I think the vast majority of devs work in a single language, at least on a day to day basis.


I wish JetBrains looked exactly into that, and deliver one IDE with above (^^^).


I don’t since you end up with either complex configuration to surface language specific tasks. Having well thought out defaults, tools, etc by separating them out into different IDEs allows for ease of use you couldn’t get with one IDE to rule them all approach. Yes, they sell different IDEs that share a large core but I think the incentives are well aligned for sustainable business focused on developer satisfaction.


Nah. Would have to disagree on this front. These should still work. After all each language/runtime is defined by some underlying template (for example in Visual Studio - .vcxproj for C++, .csproj for C# in .NET, etc.). I don't see reason all of this to work under one Umbreall IDE, even if I have to pay more for it - I'd rather pay for it, than the bundle I'm getting now.


if you use intelliJ ultimate edition you have official plusing for all languages for ex: I work on golang, scala, python and JS using intellij ultimate.


I have to look again, but I don't think C++ and Rust were available from there...


There is an Intellij official plugin for Rust. https://plugins.jetbrains.com/plugin/8182-rust


A somewhat radical rephrasing would be that the IDEA products occupy the space that used to be held by Borland IDE or something like Quick Basic whereas VSCode seems more like an Emacs for the javascript age. (which I find surprisingly fitting, considering how according to The good Parts javascript is just a scheme with curlies)


I agree, I'm a long term IntelliJ polyglot, and I watch people in pair programming or video call refactor in VSCode and I feel sorry for them. Stuff goes sideways badly with dynamic languages, worse, they don't have a grip on it.

Simple stuff like code formatting and structure of files isn't well respected by vscoders <I find>.
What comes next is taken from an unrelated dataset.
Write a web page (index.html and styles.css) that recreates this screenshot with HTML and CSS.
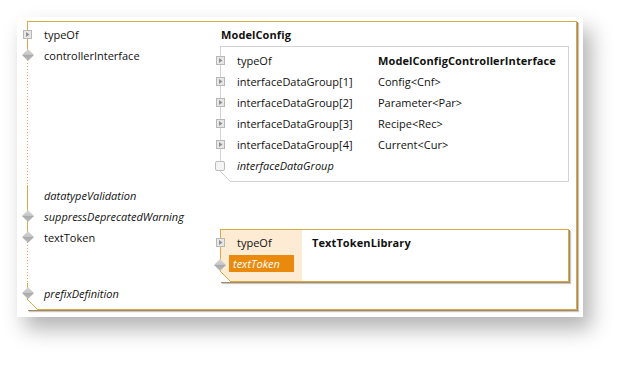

IntelliJ got a bad wrap I guess because it all started with Java. I'm glad I had a short gig in Java to discover IntelliJ back then. I really think their software, although getting quite complex now, and the plugins can be a little sketch, is the best IDE out there <unless you're a vim nerd who swears by vim and will die on a sword for it>.


The almost perfect Vim support is why I pay for JetBrains’ AppCode over xCode. Second I simply don’t think I’d be able to code both Java and Swift without having a similar workflow between IDEs. To me the development experience makes the difference between loving or hating the work.


Jetbrains IDEs performance is so abysmal I quickly get annoyed and move to something else. Same with XCode.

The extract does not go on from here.